### Records to use

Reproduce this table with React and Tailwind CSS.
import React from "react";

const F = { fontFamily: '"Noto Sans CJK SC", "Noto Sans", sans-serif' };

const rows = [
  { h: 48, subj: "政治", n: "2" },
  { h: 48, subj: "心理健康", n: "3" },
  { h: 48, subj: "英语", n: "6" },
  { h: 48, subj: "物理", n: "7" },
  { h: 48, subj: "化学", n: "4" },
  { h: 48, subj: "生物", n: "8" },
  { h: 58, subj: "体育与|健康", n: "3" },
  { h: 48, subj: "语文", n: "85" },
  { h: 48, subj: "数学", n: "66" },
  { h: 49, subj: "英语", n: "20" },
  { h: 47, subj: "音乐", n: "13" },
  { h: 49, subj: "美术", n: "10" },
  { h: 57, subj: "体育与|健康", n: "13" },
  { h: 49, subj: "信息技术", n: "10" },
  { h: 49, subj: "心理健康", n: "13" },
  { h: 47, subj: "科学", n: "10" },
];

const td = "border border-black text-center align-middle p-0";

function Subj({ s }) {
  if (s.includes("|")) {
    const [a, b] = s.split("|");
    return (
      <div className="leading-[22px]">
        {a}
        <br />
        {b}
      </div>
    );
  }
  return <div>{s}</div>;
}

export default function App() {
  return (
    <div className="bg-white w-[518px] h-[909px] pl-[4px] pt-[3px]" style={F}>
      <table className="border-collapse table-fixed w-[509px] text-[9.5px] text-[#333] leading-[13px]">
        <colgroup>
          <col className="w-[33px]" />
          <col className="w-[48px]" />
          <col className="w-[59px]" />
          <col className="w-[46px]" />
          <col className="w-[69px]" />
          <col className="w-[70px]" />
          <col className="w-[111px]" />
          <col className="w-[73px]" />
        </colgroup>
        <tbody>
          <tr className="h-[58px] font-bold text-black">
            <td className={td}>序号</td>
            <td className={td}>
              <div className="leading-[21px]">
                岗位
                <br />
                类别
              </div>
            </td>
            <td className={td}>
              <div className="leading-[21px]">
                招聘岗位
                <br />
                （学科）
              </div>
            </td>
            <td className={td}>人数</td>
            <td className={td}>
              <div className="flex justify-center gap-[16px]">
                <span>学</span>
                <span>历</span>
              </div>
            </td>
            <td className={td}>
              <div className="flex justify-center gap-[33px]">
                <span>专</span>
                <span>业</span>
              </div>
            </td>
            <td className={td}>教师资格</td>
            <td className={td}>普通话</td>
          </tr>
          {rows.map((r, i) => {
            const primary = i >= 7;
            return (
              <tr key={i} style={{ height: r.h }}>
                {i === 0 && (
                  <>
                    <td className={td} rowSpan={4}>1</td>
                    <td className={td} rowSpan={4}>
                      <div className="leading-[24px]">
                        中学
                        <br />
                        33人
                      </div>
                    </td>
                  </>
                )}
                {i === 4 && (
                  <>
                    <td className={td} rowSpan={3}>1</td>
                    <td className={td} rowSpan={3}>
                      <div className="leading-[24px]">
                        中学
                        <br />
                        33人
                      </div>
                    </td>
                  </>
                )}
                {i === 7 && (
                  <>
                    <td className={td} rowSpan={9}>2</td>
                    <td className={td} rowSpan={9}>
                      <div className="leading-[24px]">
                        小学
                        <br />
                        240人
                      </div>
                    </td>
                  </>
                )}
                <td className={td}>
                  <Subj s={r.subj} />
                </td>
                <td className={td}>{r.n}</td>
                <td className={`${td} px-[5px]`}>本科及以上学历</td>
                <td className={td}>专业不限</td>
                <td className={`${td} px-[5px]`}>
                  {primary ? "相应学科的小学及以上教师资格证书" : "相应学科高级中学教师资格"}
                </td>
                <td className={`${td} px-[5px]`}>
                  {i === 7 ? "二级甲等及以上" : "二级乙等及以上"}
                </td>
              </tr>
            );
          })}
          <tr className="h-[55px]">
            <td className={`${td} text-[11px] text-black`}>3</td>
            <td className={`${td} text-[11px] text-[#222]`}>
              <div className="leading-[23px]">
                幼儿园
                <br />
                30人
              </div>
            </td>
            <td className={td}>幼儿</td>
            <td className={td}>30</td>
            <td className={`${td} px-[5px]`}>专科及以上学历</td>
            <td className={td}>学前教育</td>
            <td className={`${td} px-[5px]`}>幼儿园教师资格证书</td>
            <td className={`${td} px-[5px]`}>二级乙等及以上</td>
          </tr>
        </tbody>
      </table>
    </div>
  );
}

######
### Records to use

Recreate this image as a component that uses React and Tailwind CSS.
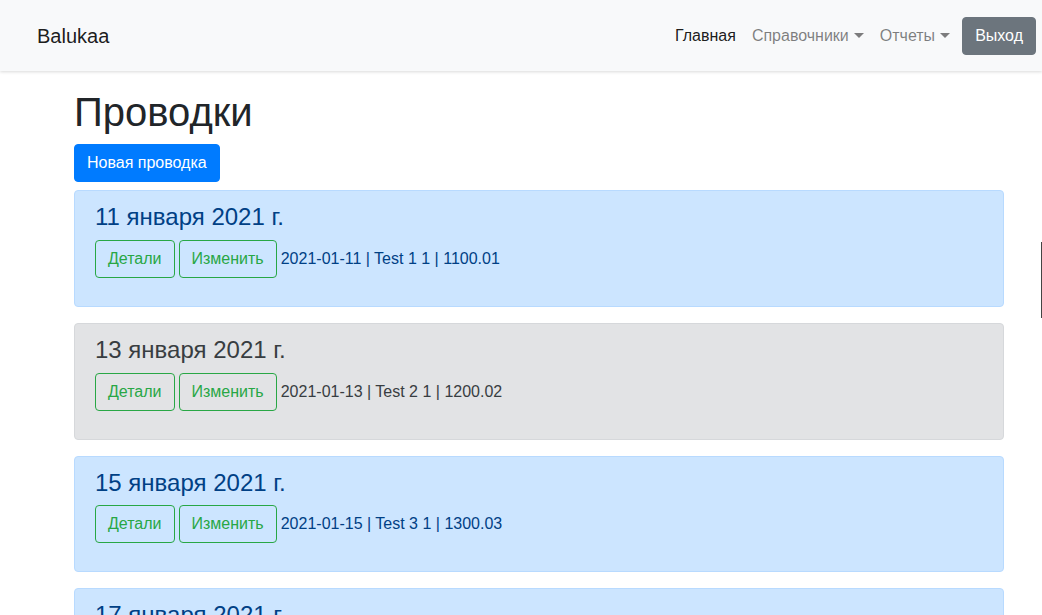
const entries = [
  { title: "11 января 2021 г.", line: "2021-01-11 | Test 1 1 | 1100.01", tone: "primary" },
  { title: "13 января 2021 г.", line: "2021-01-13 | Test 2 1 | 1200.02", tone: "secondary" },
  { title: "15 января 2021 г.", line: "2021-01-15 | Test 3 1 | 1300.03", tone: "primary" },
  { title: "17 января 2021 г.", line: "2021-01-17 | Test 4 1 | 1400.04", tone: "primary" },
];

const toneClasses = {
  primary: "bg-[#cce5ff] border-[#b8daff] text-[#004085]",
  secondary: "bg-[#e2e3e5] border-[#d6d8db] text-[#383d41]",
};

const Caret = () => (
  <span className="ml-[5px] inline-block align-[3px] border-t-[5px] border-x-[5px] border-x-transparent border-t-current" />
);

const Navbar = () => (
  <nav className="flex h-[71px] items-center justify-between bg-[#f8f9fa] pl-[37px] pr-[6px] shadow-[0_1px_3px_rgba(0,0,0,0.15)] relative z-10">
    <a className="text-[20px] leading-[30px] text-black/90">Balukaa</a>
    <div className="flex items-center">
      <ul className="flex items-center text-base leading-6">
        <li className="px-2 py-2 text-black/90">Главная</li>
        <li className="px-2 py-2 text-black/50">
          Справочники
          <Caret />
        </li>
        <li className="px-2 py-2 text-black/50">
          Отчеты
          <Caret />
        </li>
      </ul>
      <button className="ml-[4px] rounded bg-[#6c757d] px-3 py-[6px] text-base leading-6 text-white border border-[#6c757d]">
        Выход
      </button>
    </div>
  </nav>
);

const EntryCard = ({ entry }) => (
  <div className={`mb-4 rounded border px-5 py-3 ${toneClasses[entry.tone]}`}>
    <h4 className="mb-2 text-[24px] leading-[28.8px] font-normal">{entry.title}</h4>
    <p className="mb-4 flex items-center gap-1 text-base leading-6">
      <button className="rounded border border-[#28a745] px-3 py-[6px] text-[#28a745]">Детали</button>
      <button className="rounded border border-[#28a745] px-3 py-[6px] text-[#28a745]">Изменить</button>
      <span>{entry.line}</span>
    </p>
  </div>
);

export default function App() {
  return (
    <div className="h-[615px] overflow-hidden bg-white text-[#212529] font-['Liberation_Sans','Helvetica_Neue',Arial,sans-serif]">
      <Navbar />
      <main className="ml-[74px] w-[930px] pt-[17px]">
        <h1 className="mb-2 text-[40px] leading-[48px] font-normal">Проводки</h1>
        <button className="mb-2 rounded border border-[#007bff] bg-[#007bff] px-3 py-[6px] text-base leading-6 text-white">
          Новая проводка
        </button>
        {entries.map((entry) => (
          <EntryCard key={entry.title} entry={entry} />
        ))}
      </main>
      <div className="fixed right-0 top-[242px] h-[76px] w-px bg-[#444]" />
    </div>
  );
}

######
### Records to use

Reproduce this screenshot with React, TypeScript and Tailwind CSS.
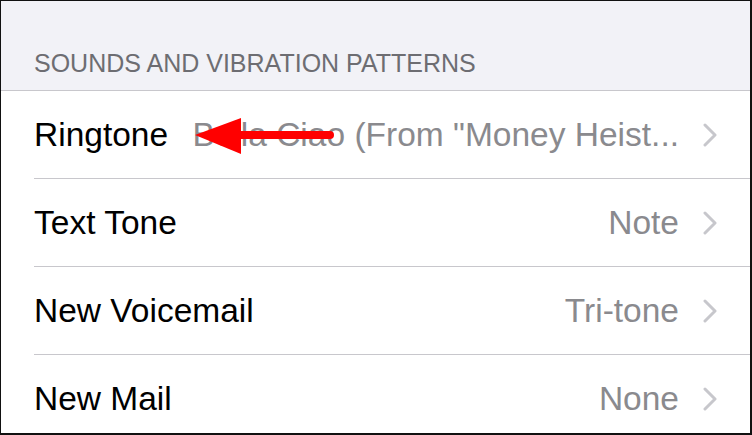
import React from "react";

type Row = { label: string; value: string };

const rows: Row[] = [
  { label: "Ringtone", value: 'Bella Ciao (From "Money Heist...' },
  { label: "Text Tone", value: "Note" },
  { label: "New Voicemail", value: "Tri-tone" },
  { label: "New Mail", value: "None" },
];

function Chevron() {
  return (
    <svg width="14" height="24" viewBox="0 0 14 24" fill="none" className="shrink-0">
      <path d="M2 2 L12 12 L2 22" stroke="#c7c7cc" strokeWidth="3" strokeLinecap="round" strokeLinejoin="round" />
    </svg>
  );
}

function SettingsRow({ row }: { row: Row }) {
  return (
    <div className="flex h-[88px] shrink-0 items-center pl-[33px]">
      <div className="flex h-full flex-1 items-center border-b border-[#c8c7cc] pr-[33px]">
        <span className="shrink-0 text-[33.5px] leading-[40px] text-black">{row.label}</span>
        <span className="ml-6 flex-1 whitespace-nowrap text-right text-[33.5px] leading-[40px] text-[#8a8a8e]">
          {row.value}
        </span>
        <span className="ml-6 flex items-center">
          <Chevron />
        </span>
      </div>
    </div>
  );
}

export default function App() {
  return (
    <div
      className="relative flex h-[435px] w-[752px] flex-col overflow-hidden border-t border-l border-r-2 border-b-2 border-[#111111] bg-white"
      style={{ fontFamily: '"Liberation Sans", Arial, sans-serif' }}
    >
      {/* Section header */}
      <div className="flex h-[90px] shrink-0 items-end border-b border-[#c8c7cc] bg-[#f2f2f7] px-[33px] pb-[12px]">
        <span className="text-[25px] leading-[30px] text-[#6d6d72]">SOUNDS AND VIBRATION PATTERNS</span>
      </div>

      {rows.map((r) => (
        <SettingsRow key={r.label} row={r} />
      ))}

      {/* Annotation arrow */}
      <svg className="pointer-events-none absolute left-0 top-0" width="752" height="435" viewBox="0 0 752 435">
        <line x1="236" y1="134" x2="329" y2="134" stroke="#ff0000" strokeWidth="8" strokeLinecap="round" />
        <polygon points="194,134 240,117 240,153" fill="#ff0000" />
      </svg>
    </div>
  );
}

######

Instructions to follow: Find each line in the records holding the string "with" and show it.

Correct answer:
Reproduce this table with React and Tailwind CSS.
Reproduce this screenshot with React, TypeScript and Tailwind CSS.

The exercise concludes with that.